Vor der Tür hackt Nadja Robiné in Brautkleid und Wattejacke Holz, bevor sie drinnen Gemüsesuppe kocht. Anna Windmüller bügelt Hemden, Rosa Falkenhagen hält den Körper auf dem Laufband fit, Dascha Trautwein hat im Fotolabor zu tun. Elke Wieditz, die älteste, wird all die vorüberfliegenden Jahre in eine Schreibmaschine hämmern.
Wie sich der Abend im Kesselsaal, den Matthias Werner wie auf dem Dachboden mit weißen Tüchern verhangen und verpackt sowie Wäscheleinen durchzogen hat, anlässt, gibt zu Befürchtungen Anlass: ein langer Monolog, aufgeteilt auf fünf Stimmen und mit chorischen Echos. Solche eher mühevolle Textverarbeitung, in denen sie das lieber schnell wegsprechen, bevor sie es noch vergessen, gibt’s in knapp zwei Stunden immer wieder.

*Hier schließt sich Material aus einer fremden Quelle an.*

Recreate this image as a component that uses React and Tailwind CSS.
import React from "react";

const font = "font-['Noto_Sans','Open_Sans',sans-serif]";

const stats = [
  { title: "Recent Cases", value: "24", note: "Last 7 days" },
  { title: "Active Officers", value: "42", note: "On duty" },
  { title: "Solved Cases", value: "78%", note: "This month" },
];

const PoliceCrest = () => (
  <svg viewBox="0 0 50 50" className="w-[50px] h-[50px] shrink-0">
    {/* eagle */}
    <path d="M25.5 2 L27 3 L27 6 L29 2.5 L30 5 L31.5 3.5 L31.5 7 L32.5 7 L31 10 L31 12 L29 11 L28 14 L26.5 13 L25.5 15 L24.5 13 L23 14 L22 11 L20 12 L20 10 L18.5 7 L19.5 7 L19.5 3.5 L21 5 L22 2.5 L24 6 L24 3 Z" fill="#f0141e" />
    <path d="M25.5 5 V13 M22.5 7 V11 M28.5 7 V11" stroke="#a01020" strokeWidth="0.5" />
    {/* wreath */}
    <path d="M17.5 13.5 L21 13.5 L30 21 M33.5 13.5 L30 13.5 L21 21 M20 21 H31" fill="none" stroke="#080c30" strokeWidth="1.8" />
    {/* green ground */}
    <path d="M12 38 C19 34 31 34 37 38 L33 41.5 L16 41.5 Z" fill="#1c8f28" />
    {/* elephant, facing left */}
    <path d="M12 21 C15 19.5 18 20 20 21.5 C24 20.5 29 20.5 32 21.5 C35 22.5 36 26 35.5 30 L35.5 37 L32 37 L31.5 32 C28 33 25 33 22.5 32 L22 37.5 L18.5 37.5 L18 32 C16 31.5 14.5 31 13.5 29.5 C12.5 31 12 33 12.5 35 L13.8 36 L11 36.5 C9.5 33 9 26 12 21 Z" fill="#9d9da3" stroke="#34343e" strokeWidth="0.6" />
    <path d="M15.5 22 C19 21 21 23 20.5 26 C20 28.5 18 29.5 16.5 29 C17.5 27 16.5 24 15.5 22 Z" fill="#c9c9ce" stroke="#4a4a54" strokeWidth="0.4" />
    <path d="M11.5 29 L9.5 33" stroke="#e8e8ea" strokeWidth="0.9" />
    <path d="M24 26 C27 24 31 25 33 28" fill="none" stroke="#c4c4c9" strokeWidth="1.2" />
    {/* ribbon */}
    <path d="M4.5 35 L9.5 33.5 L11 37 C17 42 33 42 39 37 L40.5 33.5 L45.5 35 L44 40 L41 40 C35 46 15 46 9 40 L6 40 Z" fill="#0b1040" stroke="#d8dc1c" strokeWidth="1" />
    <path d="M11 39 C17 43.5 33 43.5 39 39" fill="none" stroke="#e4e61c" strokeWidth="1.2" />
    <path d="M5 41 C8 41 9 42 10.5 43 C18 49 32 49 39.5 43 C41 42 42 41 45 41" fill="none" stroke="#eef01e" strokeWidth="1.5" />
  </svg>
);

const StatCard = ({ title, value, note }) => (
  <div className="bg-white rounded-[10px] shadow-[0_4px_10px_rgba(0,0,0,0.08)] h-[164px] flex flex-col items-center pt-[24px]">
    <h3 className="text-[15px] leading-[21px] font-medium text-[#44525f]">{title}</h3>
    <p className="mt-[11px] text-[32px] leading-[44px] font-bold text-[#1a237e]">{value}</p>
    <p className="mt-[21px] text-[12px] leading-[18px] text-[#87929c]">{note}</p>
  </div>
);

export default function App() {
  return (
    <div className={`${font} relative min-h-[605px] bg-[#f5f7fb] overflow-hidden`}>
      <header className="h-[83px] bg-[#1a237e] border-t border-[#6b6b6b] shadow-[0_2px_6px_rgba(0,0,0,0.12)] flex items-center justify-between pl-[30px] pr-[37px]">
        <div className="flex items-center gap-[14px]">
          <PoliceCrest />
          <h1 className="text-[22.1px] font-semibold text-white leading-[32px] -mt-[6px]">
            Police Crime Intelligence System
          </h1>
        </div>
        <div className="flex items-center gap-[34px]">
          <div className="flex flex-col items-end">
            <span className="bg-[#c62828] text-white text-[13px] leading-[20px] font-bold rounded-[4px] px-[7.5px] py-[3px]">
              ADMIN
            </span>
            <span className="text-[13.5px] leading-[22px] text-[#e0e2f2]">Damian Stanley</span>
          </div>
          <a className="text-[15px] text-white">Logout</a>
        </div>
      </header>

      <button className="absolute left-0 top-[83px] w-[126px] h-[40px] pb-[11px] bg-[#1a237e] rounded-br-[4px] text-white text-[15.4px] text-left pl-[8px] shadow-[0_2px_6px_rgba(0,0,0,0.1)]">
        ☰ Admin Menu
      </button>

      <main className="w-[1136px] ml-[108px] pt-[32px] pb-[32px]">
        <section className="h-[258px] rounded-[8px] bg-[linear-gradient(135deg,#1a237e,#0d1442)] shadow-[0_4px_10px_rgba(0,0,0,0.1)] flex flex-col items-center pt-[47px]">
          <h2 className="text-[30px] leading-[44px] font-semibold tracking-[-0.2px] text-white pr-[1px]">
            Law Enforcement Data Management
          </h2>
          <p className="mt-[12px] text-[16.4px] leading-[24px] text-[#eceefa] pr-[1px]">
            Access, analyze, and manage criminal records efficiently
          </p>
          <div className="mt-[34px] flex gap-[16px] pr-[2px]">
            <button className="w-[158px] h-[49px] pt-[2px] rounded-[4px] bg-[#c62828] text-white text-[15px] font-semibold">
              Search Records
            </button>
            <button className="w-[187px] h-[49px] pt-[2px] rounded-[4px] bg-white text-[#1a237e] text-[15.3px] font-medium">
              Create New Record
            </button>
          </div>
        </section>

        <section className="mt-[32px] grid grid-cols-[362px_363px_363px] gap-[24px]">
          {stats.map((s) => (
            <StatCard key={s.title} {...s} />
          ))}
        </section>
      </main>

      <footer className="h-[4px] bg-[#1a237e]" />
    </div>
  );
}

Sie finden dann aber doch viele wunderbare Gelegenheiten, Luft zu holen und an den Text zu lassen, gleichsam zwischen seine Zeilen zu kriechen und mit ihm zu spielen – und vor allem auch miteinander.
So entfalten sie aus vielen kleinen Bruchstücken ein großes buntes Tableau des Lebens zwischen Zuversicht und Verdruss, Anspruch und Wirklichkeit, revolutionärer Haltung und konservativer Lebensführung, zwischen Aufbruch, Ausbruch und Zusammenbruch. Eine jede ist darin Annie, in einer anderen Lebensphase, die sich in den anderen spiegelt, sich erstaunt, erfreut, ernüchtert wiedererkennt.
Während die Waschmaschine rotiert und die Suppe köchelt, geht es am Familienesstisch im Zentrum und um ihn herum zur Sache: von der Nachkriegskindheit in katholischer, verklemmter und bigotter Provinz über die Studentenrevolte ‘68 und die gleichsam konterrevolutionäre Konsum- und Freizeitgesellschaft bis zum 11. September 2001 und hinein in die digitale Amnesie.
Verhalten und verschämt probieren sie sich an Worten wie „Penis“und „Scheide“, ausgelassen feiern sie die Antibabypille, üben sich geduldig in der Mutterrolle, rufen mit uns „Ich will Sex!“Sie bekriegen einander, befriedigen und befrieden sich selbst. Sie suchen nach Haltungen zwischen Lustobjekt und lustvollem Subjekt. Sie kotzen Lieder aus, parodieren sie, spüren ihnen nach, zur Musik von Johannes Winde an Klavier und Gitarre. Sie sind das Ich im Wir und das Wir im Ich.
Eine starke heiter-melancholische Revue dort, wo sie ausbricht.
„Für unser persönliches Leben hatte die große Geschichte keine Bedeutung.“Annie Ernaux, Schriftstellerin aus Frankreich, in ihrem Buch „Die Jahre“
Wieder zu sehen am 30.11. sowie am 11. und am 30.12. (20.11. ausverkauft).